1.  If you need to jump around in the play, do it.  There may be some plot point or bit of dialogue you know will have to happen, but you just don't know how to do it yet.  Move forward.  Fill in the blanks later.  There is no law that says you have to write your play in order. 

2.  The reason writers can get a lot of work done in college is because they have deadlines.  The reason Hollywood Screenwriters can crank out pages is because they have deadlines.  /Believe it or not, deadlines are great things for creativity.  They raise the stakes, force you to tell the self-critical voice to give it a damn rest, you have work that's due.  Now, you may not have school or business deadlines, so I recommend setting some other kind of deadline for yourself  (I think this is why NaNoWriMo is so popular).  Use a tactic like giving your friend something precious of yours and instructing them not to give it back unless you have a first draft in your hands by such and such a date.  Or, if you're good at challenging yourself, you may not have to involve other people, but give it some sense of stakes. 

3.  Here's a tip from Roland's Book:  Mock your self-critical voice.  Seriously.  I've tried it.  It's kind of fun.  Speak to your self-criticism sarcastically, watch it get peeved and sulk away. 

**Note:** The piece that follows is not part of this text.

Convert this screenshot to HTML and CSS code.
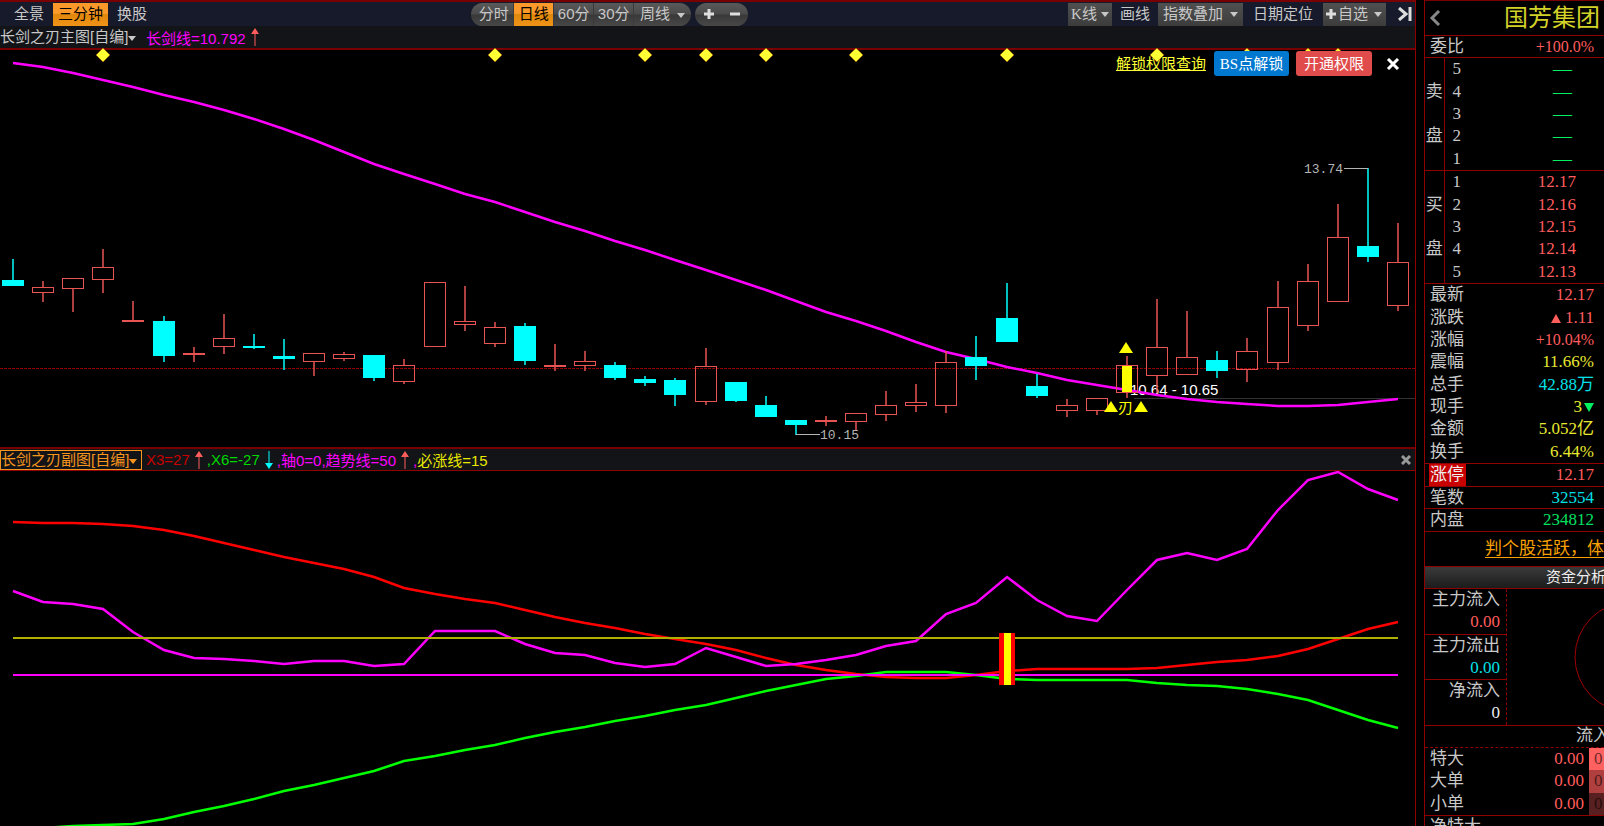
FILE: index.html
```html
<!DOCTYPE html>
<html lang="zh-CN">
<head>
    <meta charset="UTF-8">
    <meta name="viewport" content="width=device-width, initial-scale=1.0">
    <title>国芳集团</title>
    <link rel="stylesheet" href="styles.css">
</head>
<body>
    <main class="charts">
        <!-- Toolbar -->
        <nav class="toolbar">
            <div class="tabs">
                <button class="tab">全景</button>
                <button class="tab active">三分钟</button>
                <button class="tab">换股</button>
            </div>
            <div class="pill">
                <button>分时</button>
                <button class="active">日线</button>
                <button>60分</button>
                <button>30分</button>
                <button class="wide">周线 <i class="caret"></i></button>
            </div>
            <div class="pill zoom">
                <button aria-label="放大"><svg width="10" height="10"><path d="M0 5H10M5 0V10" stroke="#ddd" stroke-width="3"/></svg></button>
                <button aria-label="缩小"><svg width="10" height="10"><path d="M0 5H10" stroke="#ddd" stroke-width="3"/></svg></button>
            </div>
            <div class="tools">
                <button class="tool boxed k-line"><span class="latin">K</span>线<i class="caret"></i></button>
                <button class="tool">画线</button>
                <button class="tool boxed">指数叠加<i class="caret"></i></button>
                <button class="tool">日期定位</button>
                <button class="tool boxed add"><svg width="10" height="10"><path d="M0 5H10M5 0V10" stroke="#ddd" stroke-width="3"/></svg>自选<i class="caret"></i></button>
                <button class="tool last" aria-label="收起"><svg width="14" height="14"><path d="M1 1L8 7L1 13" fill="none" stroke="#ddd" stroke-width="3"/><path d="M12 0V14" stroke="#ddd" stroke-width="3"/></svg></button>
            </div>
        </nav>

        <!-- Main chart -->
        <header class="indicator">
            <button class="indicator-name">长剑之刃主图[自编]<i class="caret"></i></button>
            <span class="magenta">长剑线=10.792</span>
            <svg class="arrow up" width="8" height="18"><path d="M4 3V18" stroke="#ff5c5c" stroke-width="1"/><path d="M4 0L8 6H0Z" fill="#ff5c5c"/></svg>
        </header>
        <section class="panel price">
            <svg id="price-chart"></svg>
            <div class="unlock">
                <a href="#">解锁权限查询</a>
                <button class="blue"><span class="latin">BS</span>点解锁</button>
                <button class="red">开通权限</button>
                <button class="close" aria-label="关闭"><svg width="14" height="12"><path d="M2 1L12 11M12 1L2 11" stroke="#fff" stroke-width="3"/></svg></button>
            </div>
        </section>

        <!-- Sub chart -->
        <header class="indicator sub">
            <button class="indicator-name">长剑之刃副图[自编]<i class="caret"></i></button>
            <span class="dark-red">X3=27</span>
            <svg class="arrow up" width="8" height="18"><path d="M4 3V18" stroke="#ff5c5c" stroke-width="1"/><path d="M4 0L8 6H0Z" fill="#ff5c5c"/></svg>
            <span class="green">,X6=-27</span>
            <svg class="arrow down" width="8" height="18"><path d="M4 0V15" stroke="#00ffff" stroke-width="1"/><path d="M4 18L8 12H0Z" fill="#00ffff"/></svg>
            <span class="magenta">,轴0=0,趋势线=50</span>
            <svg class="arrow up" width="8" height="18"><path d="M4 3V18" stroke="#ff5c5c" stroke-width="1"/><path d="M4 0L8 6H0Z" fill="#ff5c5c"/></svg>
            <span class="yellow"><span class="magenta">,</span>必涨线=15</span>
            <button class="close-sub" aria-label="关闭副图"><svg width="10" height="10"><path d="M1 1L9 9M9 1L1 9" stroke="#999" stroke-width="3"/></svg></button>
        </header>
        <section class="panel trend">
            <svg id="trend-chart"></svg>
        </section>
    </main>

    <!-- Quote panel -->
    <aside class="quote">
        <header class="stock">
            <button aria-label="上一个"><svg width="12" height="16"><path d="M10 1L3 8L10 15" fill="none" stroke="#888" stroke-width="3"/></svg></button>
            <h1>国芳集团</h1>
        </header>
        <div class="line ratio"><span>委比</span><span class="up narrow">+100.0%</span></div>

        <table class="book asks">
            <tr><th></th><td>5</td><td class="dash">—</td></tr>
            <tr><th>卖</th><td>4</td><td class="dash">—</td></tr>
            <tr><th></th><td>3</td><td class="dash">—</td></tr>
            <tr><th>盘</th><td>2</td><td class="dash">—</td></tr>
            <tr><th></th><td>1</td><td class="dash">—</td></tr>
        </table>
        <table class="book bids">
            <tr><th></th><td>1</td><td class="up">12.17</td></tr>
            <tr><th>买</th><td>2</td><td class="up">12.16</td></tr>
            <tr><th></th><td>3</td><td class="up">12.15</td></tr>
            <tr><th>盘</th><td>4</td><td class="up">12.14</td></tr>
            <tr><th></th><td>5</td><td class="up">12.13</td></tr>
        </table>

        <table class="stats">
            <tr><th>最新</th><td class="up">12.17</td></tr>
            <tr><th>涨跌</th><td class="up"><i class="tri-up"></i>1.11</td></tr>
            <tr><th>涨幅</th><td class="up narrow">+10.04%</td></tr>
            <tr><th>震幅</th><td class="yellow">11.66%</td></tr>
            <tr><th>总手</th><td class="cyan">42.88万</td></tr>
            <tr><th>现手</th><td class="yellow">3<i class="tri-down"></i></td></tr>
            <tr><th>金额</th><td class="yellow">5.052亿</td></tr>
            <tr><th>换手</th><td class="yellow">6.44%</td></tr>
        </table>
        <div class="line tall"><span class="limit">涨停</span><span class="up">12.17</span></div>
        <div class="line"><span>笔数</span><span class="cyan">32554</span></div>
        <div class="line tall"><span>内盘</span><span class="down">234812</span></div>
        <div class="promo"><a href="#">判个股活跃，体</a></div>
        <h2>资金分析</h2>

        <section class="flow">
            <dl>
                <div><dt>主力流入</dt><dd class="up">0.00</dd></div>
                <div><dt>主力流出</dt><dd class="cyan">0.00</dd></div>
                <div><dt>净流入</dt><dd>0</dd></div>
            </dl>
            <div class="pie"><svg width="112" height="112"><circle cx="56" cy="56" r="55" fill="none" stroke="#a00000"/></svg></div>
        </section>
        <div class="orders-title">流入</div>
        <table class="orders">
            <tr><th>特大</th><td class="up">0.00</td><td class="big"><span>0</span></td></tr>
            <tr><th>大单</th><td class="up">0.00</td><td class="mid"><span>0</span></td></tr>
            <tr><th>小单</th><td class="up">0.00</td><td class="small"><span>0</span></td></tr>
        </table>
        <div class="line net"><span>净特大</span></div>
    </aside>

    <script src="script.js"></script>
</body>
</html>
```
FILE: styles.css
```css
* {
    box-sizing: border-box;
}

body {
    margin: 0;
    height: 100vh;
    display: flex;
    gap: 8px;
    overflow: hidden;
    background-color: #000;
    color: #c8c8c8;
    font-family: 'Liberation Sans', 'Noto Sans CJK SC', sans-serif;
    font-size: 15px;
}

button {
    margin: 0;
    padding: 0;
    border: none;
    background: none;
    color: inherit;
    font: inherit;
    white-space: nowrap;
    cursor: pointer;
}

svg {
    display: block;
    flex: none;
}

.latin {
    font-family: 'Liberation Serif', serif;
}

.caret {
    display: inline-block;
    border: 4px solid transparent;
    border-top: 5px solid currentColor;
    border-bottom: none;
    vertical-align: middle;
}

.magenta { color: #f0f; }
.dark-red { color: #c80000; }
.green { color: #00d800; }
.yellow { color: #e8e830; }
.cyan { color: #00e0e8; }
.up { color: #ff5c5c; }
.down { color: #00e060; }

/* Charts column */
.charts {
    flex: 1;
    min-width: 0;
    display: flex;
    flex-direction: column;
    border-right: 1px solid #900000;
}

.toolbar {
    display: flex;
    align-items: center;
    height: 26px;
    border-top: 2px solid #780000;
    background-color: #171a2a;
    flex: none;
}

.tabs {
    display: flex;
    width: 33.3%;
    padding-left: 7px;
}

.tab {
    height: 23px;
    padding: 0 5px;
    margin: 0 2px;
    line-height: 22px;
}

.toolbar .active {
    color: #000;
    background: linear-gradient(#fb9a2a 45%, #e0880c 50%, #f09418);
}

.pill {
    display: flex;
    height: 23px;
    margin-right: 4px;
    border-radius: 12px;
    overflow: hidden;
    background: linear-gradient(#5a5a5a, #4a4a4a 48%, #383838 52%, #484848);
}

.pill button {
    width: 40px;
    line-height: 22px;
    border-right: 1px solid #3a3a3a;
}

.pill button:first-child {
    width: 43px;
    padding-left: 3px;
}

.pill .wide {
    width: 57px;
    border: none;
}

.pill .caret {
    margin-left: 3px;
}

.pill.zoom {
    align-items: center;
    justify-content: center;
    gap: 16px;
    width: 53px;
}

.pill.zoom button {
    width: auto;
    padding: 0;
    border: none;
}

.tools {
    display: flex;
    align-items: center;
    margin-left: auto;
    padding-right: 3px;
}

.tool {
    height: 23px;
    padding: 0 8px;
    line-height: 22px;
    display: flex;
    align-items: center;
}

.tool.boxed {
    padding: 0 5px;
    background: linear-gradient(#505050, #3c3c3c);
}

.tool.boxed .caret {
    margin-left: 7px;
}

.tool.k-line {
    padding: 0 3px;
}

.tool.k-line .caret {
    margin-left: 4px;
}

.tool:nth-child(4) {
    padding: 0 10px;
}

.tool.add {
    gap: 2px;
    padding: 0 4px 0 3px;
}

.tool.add .caret {
    margin-left: 4px;
}

.tool.last {
    padding: 0 0 0 12px;
}

/* Indicator bars */
.indicator {
    display: flex;
    align-items: center;
    height: 24px;
    flex: none;
    border-bottom: 2px solid #780000;
    background-color: #121418;
    white-space: pre;
}

.indicator-name {
    width: 142px;
    height: 20px;
    margin-right: 4px;
    line-height: 20px;
    text-align: left;
    flex: none;
}

.arrow {
    margin: 0 4px 0 5px;
}

.indicator.sub {
    border-top: 2px solid #780000;
    border-bottom: 1px solid #900000;
}

.sub .indicator-name {
    color: #f7941d;
    border: 1px solid #f7941d;
    line-height: 17px;
}

.sub .yellow {
    color: #e8e800;
}

.close-sub {
    margin-left: auto;
    padding-right: 4px;
}

/* Chart panels */
.panel {
    position: relative;
    min-height: 0;
}

.panel > svg {
    position: relative;
    z-index: 1;
    width: 100%;
    height: 100%;
    overflow: visible;
    pointer-events: none;
}

.price { flex: 397; }

.trend {
    flex: 355;
    overflow: hidden;
}

.unlock {
    position: absolute;
    top: 1px;
    right: 15px;
    display: flex;
    align-items: center;
}

.unlock a {
    color: #ff3;
    line-height: 20px;
    margin-right: 8px;
}

.unlock button {
    position: relative;
    z-index: 2;
    height: 25px;
    line-height: 23px;
    color: #fff;
}

.unlock .blue {
    width: 75px;
    margin-right: 7px;
    border-radius: 3px;
    background-color: #0078d0;
}

.unlock .red {
    width: 76px;
    margin-right: 14px;
    border-radius: 3px;
    background-color: #e04c4c;
}

/* Labels drawn inside the charts */
.mark {
    font: 13px 'Liberation Mono', monospace;
    fill: #b4b4b4;
}

.range {
    fill: #fff;
}

.blade {
    fill: #ff0;
}

/* Quote panel */
.quote {
    width: 180px;
    flex: none;
    overflow: hidden;
    border-left: 1px solid #900000;
    border-top: 1px solid #780000;
    font-family: 'Liberation Serif', 'Noto Sans CJK SC', serif;
    font-size: 17px;
    line-height: 22px;
    white-space: nowrap;
}

.quote table {
    width: 100%;
    border-collapse: collapse;
    border-bottom: 1px solid #900000;
}

.quote th,
.quote td {
    padding: 0;
    font-weight: normal;
    line-height: 22px;
}

.quote .narrow {
    font-size: 16px;
}

.stock {
    display: flex;
    align-items: center;
    height: 35px;
    padding-left: 4px;
    border-bottom: 1px solid #900000;
}

.stock h1 {
    margin: 0 4px 0 auto;
    color: #d2d228;
    font-size: 24px;
    font-weight: normal;
    line-height: 34px;
}

.line {
    display: flex;
    justify-content: space-between;
    height: 22px;
    padding: 0 10px 0 5px;
    line-height: 22px;
    border-bottom: 1px solid #900000;
}

.line.tall {
    height: 23px;
}

.book {
    height: 113px;
}

.book th {
    width: 19px;
    border-right: 1px solid #900000;
}

.book td {
    padding-left: 8px;
}

.book td:last-child {
    padding-right: 28px;
    text-align: right;
}

.book td.dash {
    padding-right: 32px;
    color: #00f060;
    font-size: 19px;
}

.stats {
    height: 180px;
}

.stats th {
    padding-left: 5px;
    text-align: left;
}

.stats td {
    padding-right: 10px;
    text-align: right;
}

.tri-up,
.tri-down {
    display: inline-block;
    border: 5px solid transparent;
}

.tri-up {
    margin-right: 4px;
    border-top: none;
    border-bottom: 9px solid #ff5c5c;
}

.tri-down {
    margin-left: 2px;
    border-bottom: none;
    border-top: 9px solid #00f060;
}

.limit {
    margin-left: -1px;
    padding: 0 2px 0 1px;
    color: #eee;
    background-color: #c80000;
}

.promo {
    height: 35px;
    padding-left: 60px;
    line-height: 34px;
    border-bottom: 1px solid #900000;
}

.promo a {
    color: #f8a000;
    text-underline-offset: 3px;
}

.quote h2 {
    height: 22px;
    margin: 0;
    padding-left: 121px;
    color: #eee;
    font-size: 15px;
    font-weight: normal;
    line-height: 20px;
    border-bottom: 1px solid #900000;
    background: linear-gradient(#3a3a3a, #1c1c1c);
}

.flow {
    display: flex;
    align-items: center;
    height: 137px;
    border-bottom: 1px solid #900000;
}

.flow dl {
    width: 82px;
    height: 136px;
    margin: 0;
    flex: none;
    text-align: right;
    border-right: 1px dashed #900000;
}

.flow dl div {
    height: 45px;
    padding-right: 6px;
    border-bottom: 1px solid #900000;
}

.flow dl div:first-child {
    height: 46px;
}

.flow dl div:last-child {
    border-bottom: none;
}

.flow dd {
    margin: 0;
}

.flow dd:not([class]) {
    color: #eee;
}

.pie {
    padding-left: 67px;
}

.orders-title {
    height: 22px;
    padding-left: 151px;
    line-height: 20px;
    border-bottom: 1px dashed #900000;
}

.quote .orders {
    height: 68px;
}

.orders th {
    padding-left: 5px;
    text-align: left;
}

.orders td {
    padding-right: 5px;
    text-align: right;
}

.orders td:last-child {
    width: 15px;
    padding: 0 0 0 5px;
    text-align: left;
    color: rgba(0, 0, 0, 0.6);
}

.orders .big { background-color: #ff6060; }
.orders .mid { background-color: #b04040; }
.orders .small { background-color: #582020; }

.net {
    border: none;
}
```
FILE: script.js
```js
// [high, body top, body bottom, low, falling]
const candles = [
    [259, 280, 286, 286, 1], [281, 287, 292, 302], [278, 278, 288, 312], [249, 267, 279, 293],
    [301, 321, 321, 321], [316, 321, 356, 362, 1], [347, 354, 354, 362], [314, 338, 346, 354],
    [334, 346, 348, 349, 1], [339, 356, 359, 370, 1], [353, 353, 361, 376], [352, 354, 358, 361],
    [355, 355, 378, 381, 1], [359, 365, 381, 384], [282, 282, 346, 346], [286, 321, 324, 331],
    [322, 327, 343, 347], [323, 326, 361, 365, 1], [344, 365, 366, 371], [351, 361, 365, 371],
    [362, 365, 378, 380, 1], [376, 379, 383, 386, 1], [378, 380, 395, 406, 1], [348, 366, 401, 405],
    [382, 382, 401, 402, 1], [396, 405, 417, 417, 1], [420, 420, 425, 435, 1], [416, 421, 421, 426],
    [413, 413, 421, 431], [391, 405, 414, 421], [384, 402, 405, 412], [351, 362, 405, 413],
    [336, 357, 366, 380, 1], [283, 318, 342, 342, 1], [374, 386, 396, 398, 1], [399, 405, 410, 417],
    [398, 398, 410, 415], [356, 365, 392, 398], [299, 347, 375, 393], [311, 357, 374, 374],
    [351, 360, 371, 378, 1], [338, 351, 369, 382], [281, 307, 362, 370], [264, 281, 325, 331],
    [204, 237, 301, 301], [168, 246, 257, 262, 1], [223, 262, 305, 311]
];

const swordLine = [
    63, 67, 73, 80, 87, 95, 102, 110, 119, 129, 140, 152, 164, 174, 184, 194, 202, 212, 222, 231,
    241, 250, 260, 270, 280, 290, 301, 312, 321, 331, 342, 352, 359, 367, 373, 380, 385, 390, 395,
    399, 402, 404, 406, 406, 405, 402, 399
];

const x3 = [
    522, 523, 523, 524, 526, 530, 536, 543, 550, 557, 563, 569, 577, 588, 594, 599, 603, 610, 617,
    623, 628, 634, 639, 644, 650, 658, 665, 670, 674, 677, 678, 678, 675, 671, 669, 669, 669, 669,
    668, 665, 662, 660, 656, 649, 639, 629, 622
];

const x6 = [
    828, 828, 826, 825, 824, 819, 812, 806, 799, 791, 785, 778, 771, 761, 756, 750, 745, 738, 732,
    727, 721, 716, 710, 705, 698, 691, 685, 679, 676, 672, 672, 672, 675, 679, 680, 680, 680, 680,
    683, 685, 686, 689, 694, 700, 710, 720, 728
];

const trend = [
    591, 602, 604, 609, 632, 650, 658, 659, 661, 664, 661, 661, 666, 664, 631, 631, 631, 644, 653,
    655, 663, 667, 664, 648, 657, 666, 664, 660, 655, 646, 641, 614, 603, 577, 600, 616, 621, 590,
    560, 553, 560, 549, 510, 480, 472, 489, 500
];

const signals = [3, 16, 21, 23, 25, 28, 33, 38, 41, 43, 44];

const RED = '#e85454';
const CYAN = '#00ffff';

// x follows the panel's width, y is scaled from [top, top + span] to its height
function makeScale(svg, top, span) {
    const box = svg.getBoundingClientRect();
    return {
        width: box.width,
        x: i => Math.round(13 + i * (box.width - 30) / (candles.length - 1)),
        y: v => (v - top) * box.height / span
    };
}

function rect(x, y, w, h, attrs) {
    return `<rect x="${x}" y="${y}" width="${w}" height="${h}" ${attrs}/>`;
}

function polyline(values, s, color) {
    const points = values.map((v, i) => `${s.x(i)},${s.y(v)}`).join(' ');
    return `<polyline points="${points}" fill="none" stroke="${color}" stroke-width="2.5"/>`;
}

function hline(x1, x2, y, color, width, extra = '') {
    return `<line x1="${x1}" x2="${x2}" y1="${y}" y2="${y}" stroke="${color}" stroke-width="${width}" ${extra}/>`;
}

function triangle(x, y) {
    return `<path d="M${x} ${y}l7 11h-14z" fill="#ff0"/>`;
}

function drawPrice() {
    const svg = document.getElementById('price-chart');
    const s = makeScale(svg, 50, 397);
    let out = hline(0, s.width, s.y(368.5), '#900000', 1, 'stroke-dasharray="3 1"');
    out += hline(s.x(37) + 7, s.width, s.y(398.5), '#333', 1);
    out += `<text class="range" x="${s.x(37) + 3}" y="${s.y(395)}">10.64 - 10.65</text>`;

    let bodies = '';
    candles.forEach(([high, top, bottom, low, falling], i) => {
        const x = s.x(i);
        const color = falling ? CYAN : RED;
        const wick = (a, b) => b > a ? `<line x1="${x}" x2="${x}" y1="${s.y(a)}" y2="${s.y(b)}" stroke="${color}" stroke-width="1.5"/>` : '';
        bodies += wick(high, top) + wick(bottom, low);
        if (falling) {
            bodies += rect(x - 11, s.y(top), 22, s.y(bottom) - s.y(top), `fill="${color}"`);
        } else if (top === bottom) {
            bodies += hline(x - 11, x + 11, s.y(top), color, 2);
        } else {
            bodies += rect(x - 10.5, s.y(top + 0.5), 21, s.y(bottom) - s.y(top), `fill="none" stroke="${color}"`);
        }
    });
    out += polyline(swordLine, s, '#f0f') + bodies;
    out += rect(s.x(37) - 5, s.y(366), 10, s.y(392) - s.y(366), 'fill="#ff0"');

    // Signal triangles round the blade mark
    out += triangle(s.x(37) - 1, s.y(342)) + triangle(s.x(37) - 16, s.y(401)) + triangle(s.x(37) + 14, s.y(401));
    out += `<text class="blade" x="${s.x(37) - 9}" y="${s.y(413)}">刃</text>`;

    // Highest and lowest price
    out += hline(s.x(45) - 24, s.x(45), s.y(168.5), '#b4b4b4', 1);
    out += `<text class="mark" text-anchor="end" x="${s.x(45) - 25}" y="${s.y(173)}">13.74</text>`;
    out += hline(s.x(26), s.x(26) + 24, s.y(434.5), '#b4b4b4', 1);
    out += `<text class="mark" x="${s.x(26) + 24}" y="${s.y(439)}">10.15</text>`;

    signals.forEach(i => {
        out += `<path d="M${s.x(i)} ${s.y(55) - 7}l7 7l-7 7l-7 -7z" fill="#ff3" stroke="#a04000" stroke-width="0.5"/>`;
    });
    svg.innerHTML = out;
}

function drawTrend() {
    const svg = document.getElementById('trend-chart');
    const s = makeScale(svg, 471, 355);
    const last = candles.length - 1;
    svg.innerHTML =
        polyline(x3, s, '#f00') +
        polyline(x6, s, '#0f0') +
        polyline(trend, s, '#f0f') +
        hline(s.x(0), s.x(last), s.y(638), '#b0b000', 2) +
        hline(s.x(0), s.x(last), s.y(675), '#f0f', 2) +
        rect(s.x(33) - 8, s.y(633), 16, s.y(685) - s.y(633), 'fill="#f00"') +
        rect(s.x(33) - 3, s.y(633), 7, s.y(685) - s.y(633), 'fill="#ff0"');
}

function draw() {
    drawPrice();
    drawTrend();
}

draw();
window.addEventListener('resize', draw);
```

4.  This is one of Roland's tips, too, but it was and is also one of mine, before I read the book.  I tend to have good luck when I write quickly.  Writing fast helps me to keep the self-doubt and criticism away.  There's always room for the self-criticism (which isn't actually a bad thing--- in fact, it's a good thing when you have a draft done) later.  I tend to deflate myself if I don't get the draft out as fast as I can, and when I deflate myself, I deflate the project.  Enthusiasm is positive.  Write fast, when it still feels fresh, like a Honeymoon period. 

Again, these are all just suggestions.  Everyone has their own method.  And any method that leads to completion for you is a good method.

And if it doesn't?  Well, all I can say is try something another way to get to the finish line or maybe rethink your goals of being a writer.